Arthifis talks about the lessons taught pertaining to friendship in his post. He goes over six different important elements, and while each of them can be seen via a positive and uplifting lens, each component also has an air of subtle suffering to it that balances out the joy and the contentment that stems from each facet; for example, having discord or learning to be vulnerable around them with no preestablished emotional walls. However, these two are constantly moving and evolving as the relationships evolve and people change; impermanent. Friendships are some of the things that help make us wiser and more enlightened than anything else, and it can also teach us the harshest lessons in selfishness and compassion.
Natsume’s Book of Friends is my favourite slice-of-life serial of all-time and it forever shall be. Watching this series, specifically as a Buddhist, I grew to love and respect it for the wisdom that laces every chapter and every episode.

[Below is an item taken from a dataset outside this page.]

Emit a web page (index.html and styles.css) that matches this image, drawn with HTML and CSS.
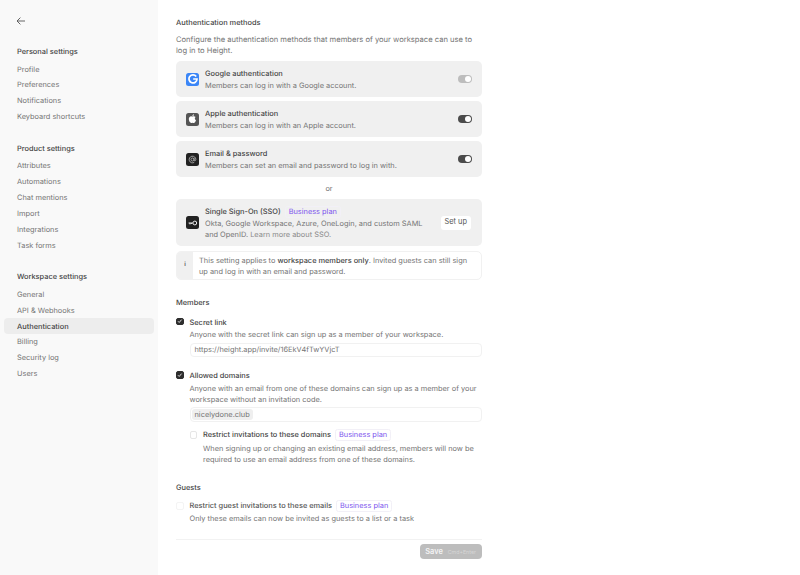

Additionally, it helped me develop a deeper and sincerer appreciation for things such as friendship, family, compassion, companionship, and the power of pacifistic and selfless co-existence—elements that I take with me everywhere outside of the vibrant animation and soulful instrumental music of the anime, or the intricate and stunning designs of the manga. The lessons taught and the knowledge obtained are gems that I have never received from anything else that I have ever seen or read. Natsume’s Book of Friends has shown me that, yes, life is jam-packed with suffering and pain and sorrow, but it doesn’t last forever, and that gives me more hope and inspiration than I could ever ask for.